:: Data section ::

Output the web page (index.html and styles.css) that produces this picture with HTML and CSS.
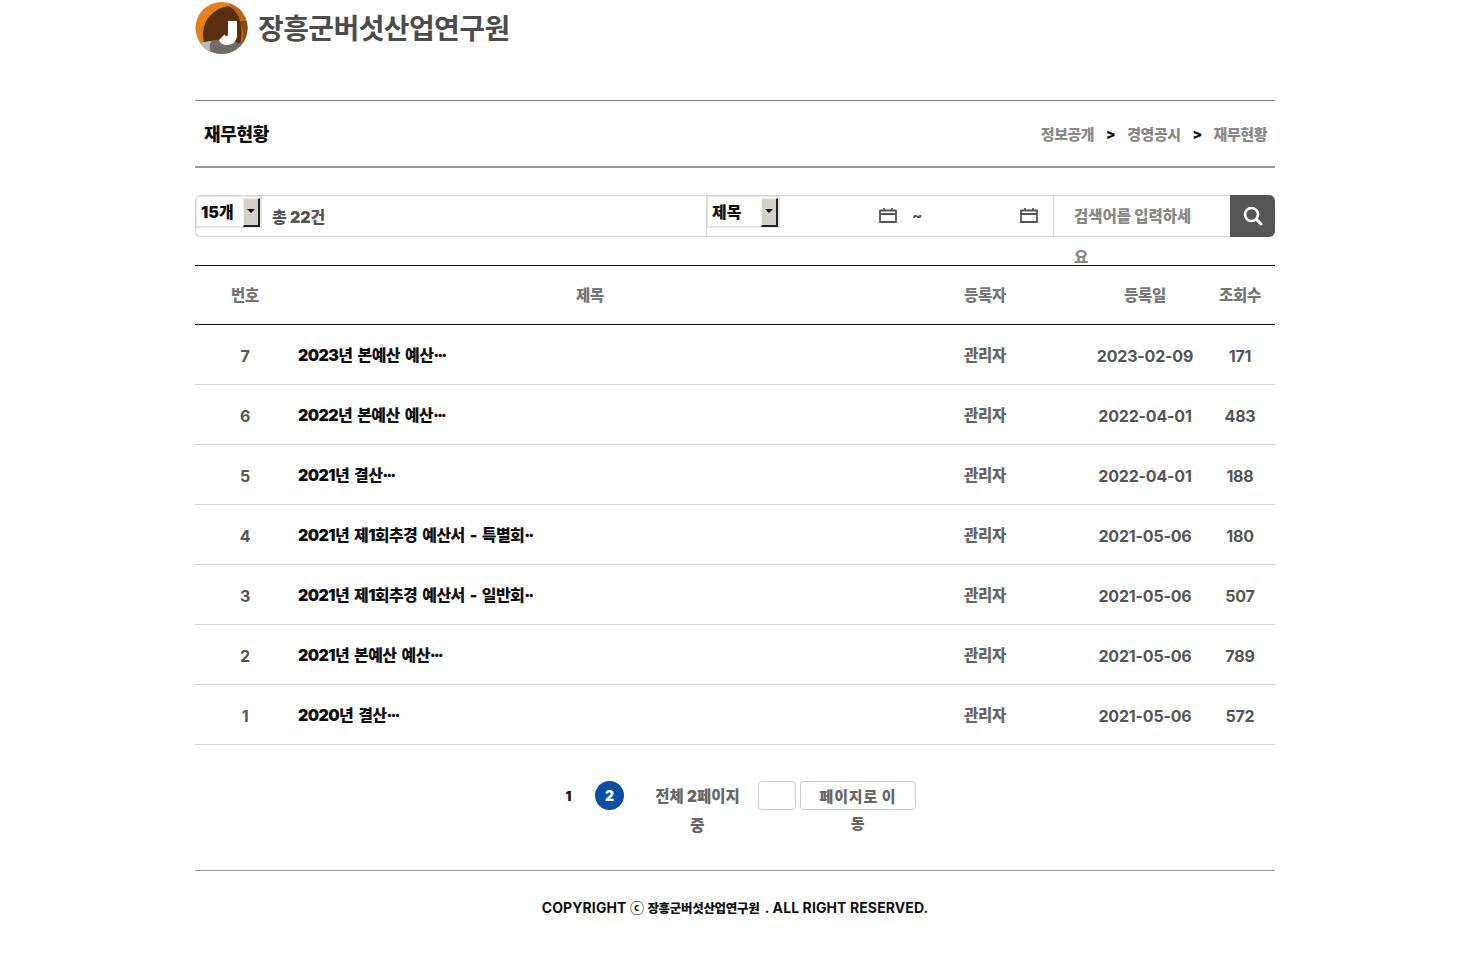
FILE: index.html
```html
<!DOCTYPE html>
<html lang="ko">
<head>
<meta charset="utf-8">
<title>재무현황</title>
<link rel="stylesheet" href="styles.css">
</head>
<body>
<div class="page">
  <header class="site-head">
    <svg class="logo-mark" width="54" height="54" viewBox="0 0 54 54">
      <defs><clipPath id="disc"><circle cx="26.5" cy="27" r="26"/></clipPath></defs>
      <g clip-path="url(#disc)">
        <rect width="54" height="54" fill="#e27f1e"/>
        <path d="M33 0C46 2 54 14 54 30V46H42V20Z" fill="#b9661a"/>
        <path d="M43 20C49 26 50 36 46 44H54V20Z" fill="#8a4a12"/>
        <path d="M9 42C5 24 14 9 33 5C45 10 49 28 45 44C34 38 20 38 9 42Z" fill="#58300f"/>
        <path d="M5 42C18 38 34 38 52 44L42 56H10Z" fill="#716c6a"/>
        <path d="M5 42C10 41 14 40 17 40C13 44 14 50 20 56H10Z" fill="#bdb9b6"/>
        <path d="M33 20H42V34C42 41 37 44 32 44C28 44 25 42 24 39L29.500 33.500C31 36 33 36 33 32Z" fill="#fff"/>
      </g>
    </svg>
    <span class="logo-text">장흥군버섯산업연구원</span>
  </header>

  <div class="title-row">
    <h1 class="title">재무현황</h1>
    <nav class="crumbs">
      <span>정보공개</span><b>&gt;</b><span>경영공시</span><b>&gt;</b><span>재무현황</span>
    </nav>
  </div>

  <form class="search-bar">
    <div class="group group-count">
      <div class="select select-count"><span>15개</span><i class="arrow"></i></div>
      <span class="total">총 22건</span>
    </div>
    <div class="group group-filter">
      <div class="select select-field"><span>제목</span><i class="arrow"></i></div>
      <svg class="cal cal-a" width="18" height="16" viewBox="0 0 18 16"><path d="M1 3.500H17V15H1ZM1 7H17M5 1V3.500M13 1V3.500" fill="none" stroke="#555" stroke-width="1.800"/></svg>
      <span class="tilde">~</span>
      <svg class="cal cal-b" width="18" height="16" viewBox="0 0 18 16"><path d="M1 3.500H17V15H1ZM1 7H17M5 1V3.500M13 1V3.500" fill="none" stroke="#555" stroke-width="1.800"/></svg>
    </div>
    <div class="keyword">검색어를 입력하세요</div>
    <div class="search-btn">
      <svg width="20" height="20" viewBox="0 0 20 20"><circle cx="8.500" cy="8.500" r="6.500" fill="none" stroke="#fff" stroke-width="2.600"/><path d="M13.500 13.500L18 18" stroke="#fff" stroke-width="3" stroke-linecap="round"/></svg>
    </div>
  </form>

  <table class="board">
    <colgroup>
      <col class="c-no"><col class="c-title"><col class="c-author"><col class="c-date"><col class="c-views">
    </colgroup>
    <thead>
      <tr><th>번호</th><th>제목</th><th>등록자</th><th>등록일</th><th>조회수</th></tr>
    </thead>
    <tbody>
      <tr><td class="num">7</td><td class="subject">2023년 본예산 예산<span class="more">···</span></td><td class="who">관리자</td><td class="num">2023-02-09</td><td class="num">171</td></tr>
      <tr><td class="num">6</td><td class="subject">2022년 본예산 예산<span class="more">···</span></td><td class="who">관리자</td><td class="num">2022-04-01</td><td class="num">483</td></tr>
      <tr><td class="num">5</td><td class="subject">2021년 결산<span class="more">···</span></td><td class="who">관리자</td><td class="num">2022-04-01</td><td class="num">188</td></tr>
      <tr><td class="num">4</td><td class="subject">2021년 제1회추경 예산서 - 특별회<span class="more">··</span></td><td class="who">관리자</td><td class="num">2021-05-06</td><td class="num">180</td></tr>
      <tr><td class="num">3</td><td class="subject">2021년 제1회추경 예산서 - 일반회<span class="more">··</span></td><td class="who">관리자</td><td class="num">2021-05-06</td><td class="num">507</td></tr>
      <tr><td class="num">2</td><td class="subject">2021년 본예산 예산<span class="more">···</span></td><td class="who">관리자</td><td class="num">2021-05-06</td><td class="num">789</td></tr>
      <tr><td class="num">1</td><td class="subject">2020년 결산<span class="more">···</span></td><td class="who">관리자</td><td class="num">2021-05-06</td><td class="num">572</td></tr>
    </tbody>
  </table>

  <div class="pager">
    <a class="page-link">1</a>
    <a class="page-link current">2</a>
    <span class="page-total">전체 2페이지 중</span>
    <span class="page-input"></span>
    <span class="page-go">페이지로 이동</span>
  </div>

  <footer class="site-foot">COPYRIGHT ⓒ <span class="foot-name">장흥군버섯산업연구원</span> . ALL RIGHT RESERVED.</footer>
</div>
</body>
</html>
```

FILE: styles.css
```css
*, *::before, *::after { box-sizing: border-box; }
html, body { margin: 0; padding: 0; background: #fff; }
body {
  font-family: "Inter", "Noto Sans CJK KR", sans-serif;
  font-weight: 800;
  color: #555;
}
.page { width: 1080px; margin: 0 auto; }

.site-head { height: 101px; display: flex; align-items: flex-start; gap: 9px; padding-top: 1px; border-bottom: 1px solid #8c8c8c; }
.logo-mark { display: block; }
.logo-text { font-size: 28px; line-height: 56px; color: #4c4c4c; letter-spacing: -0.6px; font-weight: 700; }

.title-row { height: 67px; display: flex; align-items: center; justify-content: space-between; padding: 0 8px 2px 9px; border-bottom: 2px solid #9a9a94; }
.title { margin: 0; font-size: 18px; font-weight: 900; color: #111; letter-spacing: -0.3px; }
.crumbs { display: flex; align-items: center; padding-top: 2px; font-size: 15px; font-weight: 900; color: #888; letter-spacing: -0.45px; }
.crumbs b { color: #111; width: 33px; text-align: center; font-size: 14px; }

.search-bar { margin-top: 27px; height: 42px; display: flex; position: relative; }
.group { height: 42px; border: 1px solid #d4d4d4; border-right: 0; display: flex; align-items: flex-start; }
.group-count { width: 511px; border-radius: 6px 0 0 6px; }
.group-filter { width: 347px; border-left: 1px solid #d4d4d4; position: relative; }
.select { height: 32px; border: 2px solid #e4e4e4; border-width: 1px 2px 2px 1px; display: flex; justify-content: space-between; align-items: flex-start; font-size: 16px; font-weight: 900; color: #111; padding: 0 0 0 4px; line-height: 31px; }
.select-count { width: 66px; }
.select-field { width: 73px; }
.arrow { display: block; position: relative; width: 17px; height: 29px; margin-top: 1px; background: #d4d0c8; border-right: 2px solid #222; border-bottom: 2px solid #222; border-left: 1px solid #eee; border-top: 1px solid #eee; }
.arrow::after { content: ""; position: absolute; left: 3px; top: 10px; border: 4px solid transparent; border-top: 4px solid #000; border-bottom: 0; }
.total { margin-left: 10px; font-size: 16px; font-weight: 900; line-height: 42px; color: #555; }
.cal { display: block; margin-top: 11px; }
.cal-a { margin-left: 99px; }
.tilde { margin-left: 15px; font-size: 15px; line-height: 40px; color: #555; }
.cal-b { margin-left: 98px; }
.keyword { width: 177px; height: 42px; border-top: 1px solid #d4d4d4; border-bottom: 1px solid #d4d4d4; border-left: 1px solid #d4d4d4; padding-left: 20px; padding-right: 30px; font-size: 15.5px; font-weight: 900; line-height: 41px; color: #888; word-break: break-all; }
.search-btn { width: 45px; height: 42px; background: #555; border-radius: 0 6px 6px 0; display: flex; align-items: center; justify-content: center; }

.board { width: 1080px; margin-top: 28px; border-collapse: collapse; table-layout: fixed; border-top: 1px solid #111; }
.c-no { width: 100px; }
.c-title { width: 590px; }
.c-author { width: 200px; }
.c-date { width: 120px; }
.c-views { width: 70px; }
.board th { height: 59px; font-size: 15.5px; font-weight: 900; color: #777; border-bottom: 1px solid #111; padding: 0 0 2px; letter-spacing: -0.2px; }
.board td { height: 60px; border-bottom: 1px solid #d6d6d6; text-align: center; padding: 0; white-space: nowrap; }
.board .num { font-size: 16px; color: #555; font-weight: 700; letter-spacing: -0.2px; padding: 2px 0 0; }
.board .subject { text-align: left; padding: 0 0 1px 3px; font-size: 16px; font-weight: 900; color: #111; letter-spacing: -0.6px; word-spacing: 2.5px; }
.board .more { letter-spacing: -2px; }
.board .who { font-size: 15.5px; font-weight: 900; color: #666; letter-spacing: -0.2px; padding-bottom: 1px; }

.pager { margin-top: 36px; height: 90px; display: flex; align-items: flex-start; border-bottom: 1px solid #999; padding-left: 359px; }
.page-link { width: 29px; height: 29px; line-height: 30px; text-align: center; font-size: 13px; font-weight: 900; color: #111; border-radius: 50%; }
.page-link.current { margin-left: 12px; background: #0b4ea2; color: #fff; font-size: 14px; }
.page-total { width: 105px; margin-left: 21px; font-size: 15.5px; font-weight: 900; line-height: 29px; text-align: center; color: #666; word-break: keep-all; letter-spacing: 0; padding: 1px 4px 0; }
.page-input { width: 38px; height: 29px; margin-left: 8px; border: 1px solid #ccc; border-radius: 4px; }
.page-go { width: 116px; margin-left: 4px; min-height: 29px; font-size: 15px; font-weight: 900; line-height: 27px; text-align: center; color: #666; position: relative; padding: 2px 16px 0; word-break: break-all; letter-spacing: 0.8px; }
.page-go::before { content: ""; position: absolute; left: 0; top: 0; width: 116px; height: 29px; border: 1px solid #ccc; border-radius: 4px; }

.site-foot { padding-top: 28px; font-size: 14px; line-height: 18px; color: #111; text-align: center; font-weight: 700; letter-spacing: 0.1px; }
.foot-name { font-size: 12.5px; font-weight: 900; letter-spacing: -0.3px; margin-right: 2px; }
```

:::

Written task :: Filter the listing above for the string "styles" and copy every matching line.

Exercise solution ::
Output the web page (index.html and styles.css) that produces this picture with HTML and CSS.
<link rel="stylesheet" href="styles.css">
FILE: styles.css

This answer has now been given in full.